EXERCISE INSTRUCTIONS
Extract the lines of the material below, beginning with the first and ending with the line that holds "column; min-width: 0;". Skip every picture.

DATASET CONTENT
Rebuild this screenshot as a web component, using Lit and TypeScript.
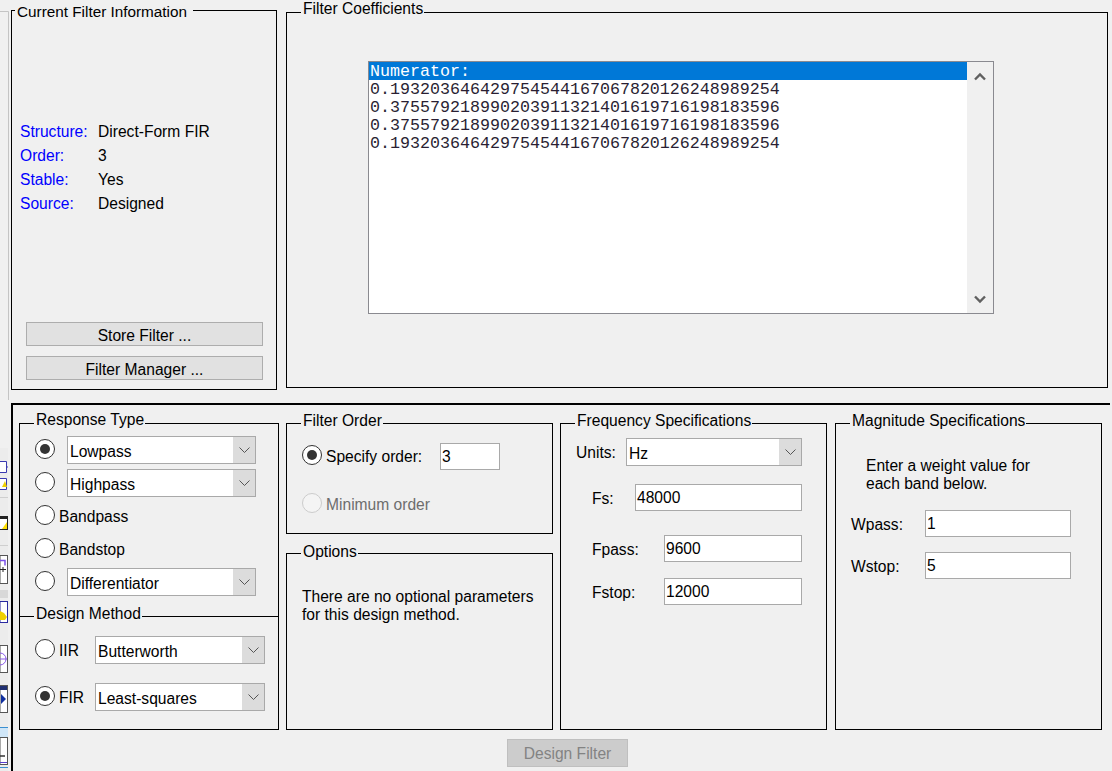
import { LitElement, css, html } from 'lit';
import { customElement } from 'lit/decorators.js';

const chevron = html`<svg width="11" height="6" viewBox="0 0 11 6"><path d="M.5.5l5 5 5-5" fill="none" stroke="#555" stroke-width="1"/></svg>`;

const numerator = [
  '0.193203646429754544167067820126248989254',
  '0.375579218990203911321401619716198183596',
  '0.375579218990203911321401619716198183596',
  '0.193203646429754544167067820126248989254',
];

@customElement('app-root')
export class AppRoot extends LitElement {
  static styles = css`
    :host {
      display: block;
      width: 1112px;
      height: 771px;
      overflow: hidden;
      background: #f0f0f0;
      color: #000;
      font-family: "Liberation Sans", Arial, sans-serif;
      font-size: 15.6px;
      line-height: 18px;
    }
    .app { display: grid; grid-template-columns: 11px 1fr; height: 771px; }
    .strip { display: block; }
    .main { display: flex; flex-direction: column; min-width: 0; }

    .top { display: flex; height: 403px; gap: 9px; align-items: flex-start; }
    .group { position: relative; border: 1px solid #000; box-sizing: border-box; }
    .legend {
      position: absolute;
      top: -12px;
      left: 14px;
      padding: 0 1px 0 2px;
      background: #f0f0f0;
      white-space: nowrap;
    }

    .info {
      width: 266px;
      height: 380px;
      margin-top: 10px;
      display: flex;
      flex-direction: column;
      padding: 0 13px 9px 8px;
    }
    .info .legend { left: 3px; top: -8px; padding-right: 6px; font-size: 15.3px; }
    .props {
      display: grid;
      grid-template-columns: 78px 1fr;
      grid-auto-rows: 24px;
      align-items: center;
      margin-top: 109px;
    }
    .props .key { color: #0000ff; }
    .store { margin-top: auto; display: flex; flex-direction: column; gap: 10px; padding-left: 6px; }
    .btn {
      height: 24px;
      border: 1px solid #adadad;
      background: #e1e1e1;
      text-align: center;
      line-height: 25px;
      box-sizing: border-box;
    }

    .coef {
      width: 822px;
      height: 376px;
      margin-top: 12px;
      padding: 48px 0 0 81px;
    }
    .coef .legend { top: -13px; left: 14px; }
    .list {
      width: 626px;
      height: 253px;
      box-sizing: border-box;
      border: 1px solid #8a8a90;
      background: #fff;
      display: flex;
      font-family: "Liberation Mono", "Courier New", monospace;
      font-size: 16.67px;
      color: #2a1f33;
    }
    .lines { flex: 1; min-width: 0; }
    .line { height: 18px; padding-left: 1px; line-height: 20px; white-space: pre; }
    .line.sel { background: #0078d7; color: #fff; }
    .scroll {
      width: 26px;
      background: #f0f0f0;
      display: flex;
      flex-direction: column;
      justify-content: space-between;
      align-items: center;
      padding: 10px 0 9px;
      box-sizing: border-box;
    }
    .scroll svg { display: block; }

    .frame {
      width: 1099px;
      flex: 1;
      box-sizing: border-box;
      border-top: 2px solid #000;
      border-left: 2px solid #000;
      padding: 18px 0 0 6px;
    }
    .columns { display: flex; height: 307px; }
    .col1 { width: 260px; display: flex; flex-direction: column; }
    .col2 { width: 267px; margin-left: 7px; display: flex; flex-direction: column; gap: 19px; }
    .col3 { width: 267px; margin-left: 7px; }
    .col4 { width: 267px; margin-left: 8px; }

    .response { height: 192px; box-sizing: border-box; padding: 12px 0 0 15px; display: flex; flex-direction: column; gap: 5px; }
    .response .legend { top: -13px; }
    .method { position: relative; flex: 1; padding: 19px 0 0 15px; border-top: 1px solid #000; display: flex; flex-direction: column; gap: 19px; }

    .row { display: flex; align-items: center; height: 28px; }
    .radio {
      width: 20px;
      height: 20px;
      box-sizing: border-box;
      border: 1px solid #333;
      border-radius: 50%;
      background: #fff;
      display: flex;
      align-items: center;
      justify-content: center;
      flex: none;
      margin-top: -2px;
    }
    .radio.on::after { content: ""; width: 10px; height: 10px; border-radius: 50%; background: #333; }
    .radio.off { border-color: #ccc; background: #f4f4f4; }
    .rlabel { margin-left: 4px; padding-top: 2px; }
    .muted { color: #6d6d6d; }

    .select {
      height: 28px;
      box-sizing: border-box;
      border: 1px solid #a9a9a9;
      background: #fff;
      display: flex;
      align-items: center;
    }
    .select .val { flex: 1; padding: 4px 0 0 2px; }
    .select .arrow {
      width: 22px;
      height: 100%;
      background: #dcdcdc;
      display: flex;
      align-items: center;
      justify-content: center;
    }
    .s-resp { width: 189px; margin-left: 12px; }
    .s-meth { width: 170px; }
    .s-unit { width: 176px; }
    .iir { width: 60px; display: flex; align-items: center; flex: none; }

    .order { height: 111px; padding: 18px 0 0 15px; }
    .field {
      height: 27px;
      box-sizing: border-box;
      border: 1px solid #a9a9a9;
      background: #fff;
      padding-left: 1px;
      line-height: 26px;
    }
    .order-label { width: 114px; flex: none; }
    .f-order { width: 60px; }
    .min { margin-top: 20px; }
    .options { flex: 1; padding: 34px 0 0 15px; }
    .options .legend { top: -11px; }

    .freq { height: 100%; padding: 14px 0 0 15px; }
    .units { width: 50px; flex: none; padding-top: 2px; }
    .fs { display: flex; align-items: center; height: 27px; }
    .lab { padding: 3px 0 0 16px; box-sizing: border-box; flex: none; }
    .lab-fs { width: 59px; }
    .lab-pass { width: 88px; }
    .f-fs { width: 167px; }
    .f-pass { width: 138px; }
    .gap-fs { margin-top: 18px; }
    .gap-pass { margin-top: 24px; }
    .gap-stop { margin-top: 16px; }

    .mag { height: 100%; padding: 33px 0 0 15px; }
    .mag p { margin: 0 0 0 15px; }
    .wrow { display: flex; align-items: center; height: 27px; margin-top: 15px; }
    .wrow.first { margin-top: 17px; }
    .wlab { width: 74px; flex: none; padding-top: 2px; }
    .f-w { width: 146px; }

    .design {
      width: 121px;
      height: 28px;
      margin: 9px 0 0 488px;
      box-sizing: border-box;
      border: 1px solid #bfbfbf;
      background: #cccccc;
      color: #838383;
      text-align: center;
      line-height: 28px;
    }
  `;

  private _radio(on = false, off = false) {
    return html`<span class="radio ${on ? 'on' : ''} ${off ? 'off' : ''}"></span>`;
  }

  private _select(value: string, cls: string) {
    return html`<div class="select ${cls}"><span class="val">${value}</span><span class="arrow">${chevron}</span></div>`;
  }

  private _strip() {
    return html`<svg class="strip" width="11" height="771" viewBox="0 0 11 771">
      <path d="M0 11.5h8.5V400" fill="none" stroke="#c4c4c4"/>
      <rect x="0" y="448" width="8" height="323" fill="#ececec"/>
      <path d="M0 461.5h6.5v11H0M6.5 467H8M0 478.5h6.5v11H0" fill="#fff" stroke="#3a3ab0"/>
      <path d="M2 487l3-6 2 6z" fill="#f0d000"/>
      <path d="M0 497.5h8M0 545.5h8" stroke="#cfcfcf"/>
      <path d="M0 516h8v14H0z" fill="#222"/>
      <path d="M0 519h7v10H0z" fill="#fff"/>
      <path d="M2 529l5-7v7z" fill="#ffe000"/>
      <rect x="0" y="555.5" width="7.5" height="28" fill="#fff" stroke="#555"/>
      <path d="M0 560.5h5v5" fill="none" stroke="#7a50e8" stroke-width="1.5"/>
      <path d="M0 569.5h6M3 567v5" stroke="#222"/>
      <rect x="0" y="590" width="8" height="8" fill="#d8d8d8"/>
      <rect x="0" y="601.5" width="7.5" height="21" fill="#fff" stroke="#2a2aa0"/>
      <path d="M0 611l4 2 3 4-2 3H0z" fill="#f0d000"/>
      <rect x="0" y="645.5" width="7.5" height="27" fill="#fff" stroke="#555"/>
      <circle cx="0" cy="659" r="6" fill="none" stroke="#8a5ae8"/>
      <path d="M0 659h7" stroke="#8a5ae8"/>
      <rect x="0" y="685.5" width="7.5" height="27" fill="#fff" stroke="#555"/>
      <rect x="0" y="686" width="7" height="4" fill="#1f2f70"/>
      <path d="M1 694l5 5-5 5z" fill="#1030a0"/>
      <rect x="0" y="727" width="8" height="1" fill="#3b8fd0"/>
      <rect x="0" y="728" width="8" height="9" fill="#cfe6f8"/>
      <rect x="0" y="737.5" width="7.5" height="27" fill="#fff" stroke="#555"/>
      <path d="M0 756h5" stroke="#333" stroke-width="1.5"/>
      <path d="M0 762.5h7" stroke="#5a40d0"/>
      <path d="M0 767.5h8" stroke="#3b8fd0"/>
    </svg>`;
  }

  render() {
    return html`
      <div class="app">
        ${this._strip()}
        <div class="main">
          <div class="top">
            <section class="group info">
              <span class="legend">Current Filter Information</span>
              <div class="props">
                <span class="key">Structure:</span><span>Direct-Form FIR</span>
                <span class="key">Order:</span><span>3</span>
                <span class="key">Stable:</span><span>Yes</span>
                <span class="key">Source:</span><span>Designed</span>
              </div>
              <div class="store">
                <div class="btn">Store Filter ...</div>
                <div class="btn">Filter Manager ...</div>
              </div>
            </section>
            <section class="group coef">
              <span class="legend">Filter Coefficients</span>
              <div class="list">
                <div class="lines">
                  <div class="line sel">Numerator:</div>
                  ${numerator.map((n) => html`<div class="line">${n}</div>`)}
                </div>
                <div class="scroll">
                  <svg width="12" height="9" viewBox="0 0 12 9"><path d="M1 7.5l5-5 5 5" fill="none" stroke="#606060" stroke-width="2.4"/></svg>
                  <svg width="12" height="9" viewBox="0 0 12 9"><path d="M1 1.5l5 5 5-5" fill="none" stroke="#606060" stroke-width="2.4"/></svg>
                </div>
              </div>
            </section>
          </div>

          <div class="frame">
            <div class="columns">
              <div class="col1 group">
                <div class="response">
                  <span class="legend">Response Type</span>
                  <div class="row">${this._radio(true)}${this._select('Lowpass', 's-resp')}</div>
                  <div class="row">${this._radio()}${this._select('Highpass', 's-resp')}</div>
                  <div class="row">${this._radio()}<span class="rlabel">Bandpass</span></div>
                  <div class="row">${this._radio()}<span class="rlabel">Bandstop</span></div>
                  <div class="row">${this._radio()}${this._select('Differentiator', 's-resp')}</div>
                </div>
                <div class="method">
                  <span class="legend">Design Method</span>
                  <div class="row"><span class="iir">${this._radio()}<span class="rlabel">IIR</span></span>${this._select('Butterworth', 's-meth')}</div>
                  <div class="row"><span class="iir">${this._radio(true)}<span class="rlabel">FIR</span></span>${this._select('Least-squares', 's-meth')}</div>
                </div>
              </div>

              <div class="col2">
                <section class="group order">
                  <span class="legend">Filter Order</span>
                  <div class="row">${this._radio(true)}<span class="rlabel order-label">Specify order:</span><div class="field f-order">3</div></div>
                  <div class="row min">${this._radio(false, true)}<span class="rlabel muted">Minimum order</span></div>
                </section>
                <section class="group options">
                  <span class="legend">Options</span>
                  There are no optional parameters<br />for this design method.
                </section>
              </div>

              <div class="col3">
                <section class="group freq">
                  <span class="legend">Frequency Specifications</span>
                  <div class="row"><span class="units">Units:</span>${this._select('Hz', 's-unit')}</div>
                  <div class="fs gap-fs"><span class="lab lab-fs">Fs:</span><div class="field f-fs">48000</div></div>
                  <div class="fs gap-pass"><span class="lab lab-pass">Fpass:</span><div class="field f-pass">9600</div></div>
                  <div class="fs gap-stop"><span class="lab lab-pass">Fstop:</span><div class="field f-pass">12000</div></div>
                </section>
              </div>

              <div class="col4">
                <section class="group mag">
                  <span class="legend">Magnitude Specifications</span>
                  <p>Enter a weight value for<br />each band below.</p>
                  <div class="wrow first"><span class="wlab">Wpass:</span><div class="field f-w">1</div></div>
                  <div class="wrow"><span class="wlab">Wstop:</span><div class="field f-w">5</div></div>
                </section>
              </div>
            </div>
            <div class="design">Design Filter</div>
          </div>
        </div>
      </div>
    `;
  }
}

RESULT BELOW
Rebuild this screenshot as a web component, using Lit and TypeScript.
import { LitElement, css, html } from 'lit';
import { customElement } from 'lit/decorators.js';

const chevron = html`<svg width="11" height="6" viewBox="0 0 11 6"><path d="M.5.5l5 5 5-5" fill="none" stroke="#555" stroke-width="1"/></svg>`;

const numerator = [
  '0.193203646429754544167067820126248989254',
  '0.375579218990203911321401619716198183596',
  '0.375579218990203911321401619716198183596',
  '0.193203646429754544167067820126248989254',
];

@customElement('app-root')
export class AppRoot extends LitElement {
  static styles = css`
    :host {
      display: block;
      width: 1112px;
      height: 771px;
      overflow: hidden;
      background: #f0f0f0;
      color: #000;
      font-family: "Liberation Sans", Arial, sans-serif;
      font-size: 15.6px;
      line-height: 18px;
    }
    .app { display: grid; grid-template-columns: 11px 1fr; height: 771px; }
    .strip { display: block; }
    .main { display: flex; flex-direction: column; min-width: 0; }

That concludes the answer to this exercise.